It has been a very active couple of weeks for “Club Fed,” the group of scholars, investors, journalists and others who watch the Fed. In what may well be the Senate Democrats’ last Fed-related hurrah, we witnessed a fascinating hearing on the Fed’s supervisory authority, especially as delegated to the twelve quasi-private Federal Reserve Banks (law professor and central banking expert Robert Hockett’s testimony is particularly worth reading). Related to this, Senator Jack Reed (D-RI) introduced legislation making the president of the Federal Reserve Bank of New York a presidential appointment. And the Fed’s Board of Governors issued a statement suggesting that they would review—twice!—the nature of its supervisory functions throughout the System. These are big issues in the world of the Federal Reserve; I’ll have more to say about them in the days and weeks ahead.
For now, though, I want to flag a paper by Cass Sunstein about the Supreme Court. In “Unanimity and Disagreement on the Supreme Court,” we get an account of how the Court changed from one ruled by consensus to one ruled by individual personalities. It’s a very interesting story of non-legal institutional change with lasting impact on the way we make policy in our government and society.
The Court’s institutional changes are of course interesting in their own right, but they are also important as a comparative point to that other committee that exercises so much control over private lives—the Federal Open Market Committee. I have often wondered why these committees function so very differently: why does the Supreme Court vote by sometimes strident committee vote with dueling statements, whereas the Fed largely decides by consensus with at most one or two dissenting votes (incidentally, almost always coming from a Reserve Bank president, almost never from the presidential appointees on the Board of Governors)?
Simon Johnson and I wrote about this strange difference last year, something I expand on in my forthcoming book, Ulysses and the Punch Bowl: The Power and Structure of the Federal Reserve. The answer isn’t law. The Fed and the Supreme Court are constituted, legally, in very similar forms: they both consist of large committees that make decision by majority vote, with a Chair/Chief given largely ceremonial and administrative duties but not specific authority over new policy. And yet, the other eight justices exercise a level of policy autonomy that the other six members of the Fed’s Board of Governors and the other twelve members of the Federal Open Market Committee simply do not match.

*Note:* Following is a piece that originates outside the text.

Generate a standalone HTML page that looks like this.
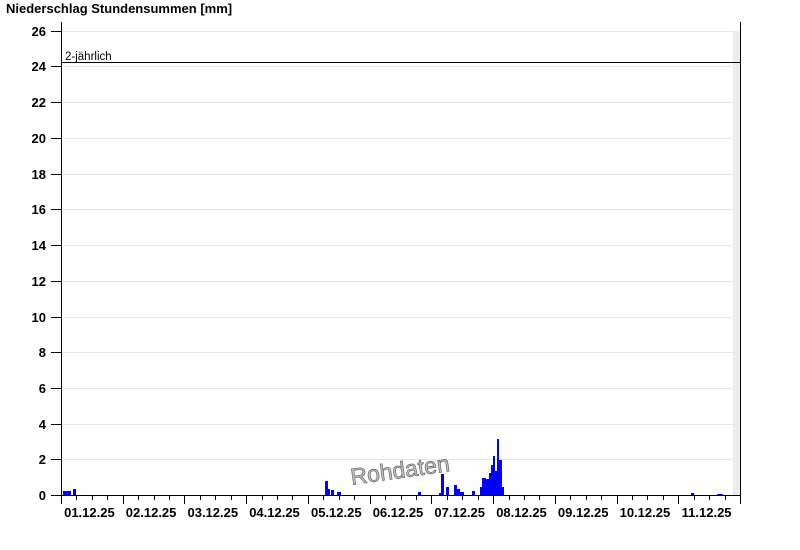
<!DOCTYPE html>
<html><head><meta charset="utf-8"><style>
html,body{margin:0;padding:0;background:#fff;}
svg{display:block;font-family:"Liberation Sans",Arial,sans-serif;}
</style></head><body>
<svg width="800" height="550" viewBox="0 0 800 550" xmlns="http://www.w3.org/2000/svg">
<text x="6" y="13" font-size="13" font-weight="bold" fill="#000">Niederschlag Stundensummen [mm]</text>
<rect x="733" y="31" width="7" height="464" fill="#ececec"/>
<g stroke="#e6e6e6" stroke-width="1">
<line x1="61" x2="733" y1="31.5" y2="31.5"/><line x1="61" x2="733" y1="66.5" y2="66.5"/>
<line x1="61" x2="733" y1="102.5" y2="102.5"/><line x1="61" x2="733" y1="138.5" y2="138.5"/>
<line x1="61" x2="733" y1="174.5" y2="174.5"/><line x1="61" x2="733" y1="209.5" y2="209.5"/>
<line x1="61" x2="733" y1="245.5" y2="245.5"/><line x1="61" x2="733" y1="281.5" y2="281.5"/>
<line x1="61" x2="733" y1="317.5" y2="317.5"/><line x1="61" x2="733" y1="352.5" y2="352.5"/>
<line x1="61" x2="733" y1="388.5" y2="388.5"/><line x1="61" x2="733" y1="424.5" y2="424.5"/>
<line x1="61" x2="733" y1="459.5" y2="459.5"/>
</g>
<g font-size="13" font-weight="bold" text-anchor="end" fill="#000">
<text x="46" y="36">26</text><text x="46" y="71">24</text><text x="46" y="107">22</text>
<text x="46" y="143">20</text><text x="46" y="179">18</text><text x="46" y="214">16</text>
<text x="46" y="250">14</text><text x="46" y="286">12</text><text x="46" y="322">10</text>
<text x="46" y="357">8</text><text x="46" y="393">6</text><text x="46" y="429">4</text>
<text x="46" y="464">2</text><text x="46" y="500">0</text>
</g>
<g stroke="#000" stroke-width="1">
<line x1="51" x2="61" y1="31.5" y2="31.5"/><line x1="51" x2="61" y1="66.5" y2="66.5"/>
<line x1="51" x2="61" y1="102.5" y2="102.5"/><line x1="51" x2="61" y1="138.5" y2="138.5"/>
<line x1="51" x2="61" y1="174.5" y2="174.5"/><line x1="51" x2="61" y1="209.5" y2="209.5"/>
<line x1="51" x2="61" y1="245.5" y2="245.5"/><line x1="51" x2="61" y1="281.5" y2="281.5"/>
<line x1="51" x2="61" y1="317.5" y2="317.5"/><line x1="51" x2="61" y1="352.5" y2="352.5"/>
<line x1="51" x2="61" y1="388.5" y2="388.5"/><line x1="51" x2="61" y1="424.5" y2="424.5"/>
<line x1="51" x2="61" y1="459.5" y2="459.5"/><line x1="51" x2="61" y1="495.5" y2="495.5"/>
</g>
<text x="65" y="60" font-size="11.5" fill="#000">2-jährlich</text>
<line x1="61" x2="740" y1="62.5" y2="62.5" stroke="#000"/>
<g fill="#0000ff">
<rect x="63" y="491" width="8" height="4"/><rect x="73" y="489" width="3" height="6"/>
<rect x="325" y="481" width="3" height="14"/><rect x="328" y="489" width="2" height="6"/>
<rect x="331" y="490" width="3" height="5"/><rect x="337" y="492" width="4" height="3"/>
<rect x="418" y="492" width="3" height="3"/>
<rect x="439" y="493" width="2" height="2"/><rect x="441" y="474" width="3" height="21"/>
<rect x="446" y="487" width="3" height="8"/><rect x="454" y="485" width="3" height="10"/>
<rect x="457" y="489" width="3" height="6"/><rect x="460" y="492" width="4" height="3"/>
<rect x="472" y="491" width="3" height="4"/><rect x="480" y="487" width="2" height="8"/>
<rect x="482" y="478" width="4" height="17"/><rect x="486" y="479" width="3" height="16"/>
<rect x="489" y="473" width="2" height="22"/><rect x="491" y="465" width="2" height="30"/>
<rect x="493" y="456" width="2" height="39"/><rect x="495" y="471" width="2" height="24"/>
<rect x="497" y="439" width="2" height="56"/><rect x="499" y="460" width="3" height="35"/>
<rect x="502" y="487" width="2" height="8"/>
<rect x="691" y="493" width="3" height="2"/><rect x="717" y="494" width="6" height="1"/>
</g>
<text x="400" y="478" font-size="23" fill="#c4c4c4" stroke="#666" stroke-width="0.7" text-anchor="middle" transform="rotate(-8 400 470)">Rohdaten</text>
<line x1="61.5" x2="61.5" y1="22" y2="495" stroke="#000"/>
<line x1="740.5" x2="740.5" y1="22" y2="495" stroke="#000"/>
<line x1="61" x2="741" y1="495.5" y2="495.5" stroke="#000"/>
<g stroke="#000" id="ticks"></g>
<g font-size="13" font-weight="bold" text-anchor="middle" fill="#000" id="lbl"></g>
<script>
var t=document.getElementById('ticks'),l=document.getElementById('lbl'),ns='http://www.w3.org/2000/svg';
var d=679/11;
for(var i=0;i<=44;i++){var x=Math.round(61+i*d/4)+0.5;var e=document.createElementNS(ns,'line');
e.setAttribute('x1',x);e.setAttribute('x2',x);e.setAttribute('y1',495);e.setAttribute('y2',i%4==0?504:500);t.appendChild(e);}
for(var k=0;k<11;k++){var s=document.createElementNS(ns,'text');s.setAttribute('x',(61+(k+0.5)*d-2.5).toFixed(1));s.setAttribute('y',517);
s.textContent=('0'+(k+1)).slice(-2)+'.12.25';l.appendChild(s);}
</script>
</svg>
</body></html>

Sunstein’s paper tells us the story of leadership and personality and making these changes. The Fed’s Chair-dominated committee structure is the product of very similar dynamics, largely the product of four chairmen. In Ulysses and the Punch Bowl, I discuss this history in detail, but I want to flag it by comparison to the Supreme Court to make two points. First, some of the most important institutional changes come by force of individual appointments and individual points of inflection in history. And second, perhaps most importantly, that change is constant. Institutional equilibria, I argue, are incredibly unstable, in relation to but independent from the legal changes that may alter a set of preexisting relationships. Viewing the practices of the Federal Reserve as cast in stone, whether statutory or customary, is inaccurate. The reality is much more contingent and much more interesting.